Заяц… Заяц поливает цветы на балконе… Заяц гуляет с шариком и барабаном на шее по тенистым аллеям парка… Заяц говорит «ой-ей!» и хихикает. Заяц инфантилен, он всегда ведомый, он зауряден. Заяц — посредственность. Он раз за разом одерживает победу, но не благодаря своей ловкости, находчивости или талантам, а потому что за него все вокруг и даже почему-то сама вселенная. Даже «их там» «Том и Джерри» почему-то не кажется таким кровожадным, и глуповатому и действительно склочному, подловатому коту перепадает от смекалистого мышонка всегда за дело. В случае с волком снова и снова наказанной оказывается яркая индивидуальность, — за яркость и индивидуальность, за ироничность, стеб и за свойственные каждому извинительные, а зачастую даже и очень симпатичные чудачества и необычности.

Добрый мультик?

Всем нравится волк. Но все на стороне зайца.

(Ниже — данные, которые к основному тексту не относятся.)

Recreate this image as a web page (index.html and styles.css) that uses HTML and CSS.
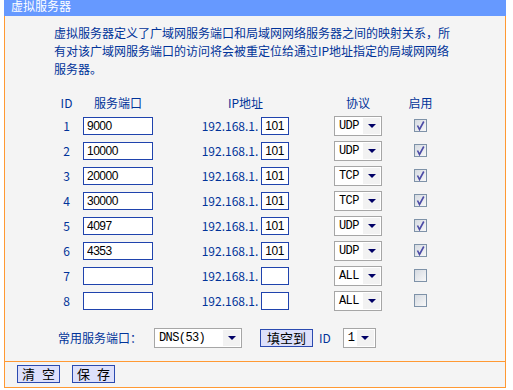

Поэтому я не люблю советские мультики. За то, что они заставляют меня любить то, что мне совсем не нравится. За то, что представленное в них как абсолютное добро, добром является далеко не всегда и не для всех, как и не всякое зло – злом. И не всегда то, что не общепринятое добро – зло. Иногда это просто другое добро.

А каракули становятся каракулями не от того, что их кто-то каракулями назовет.

_______________________

Дядя всегда любил как-нибудь поддеть меня. Словно заговорщицки подмигивал: «Давай к нам! У нас веселей!» А я смотрела на него растерянным взглядом, и, как ни напрягалась,  как ни злилась на себя, ответить ему в тон достойной шуткой мне часто не удавалось. Потому что я больше переживала о том, как бы не обнаружилось, насколько мала мне с трудом натянутая, трещащая по всем швам заячья шкурка...

Уж больно убедительно корчился публично поротый волк в добрых мультиках, на которых ты вырос.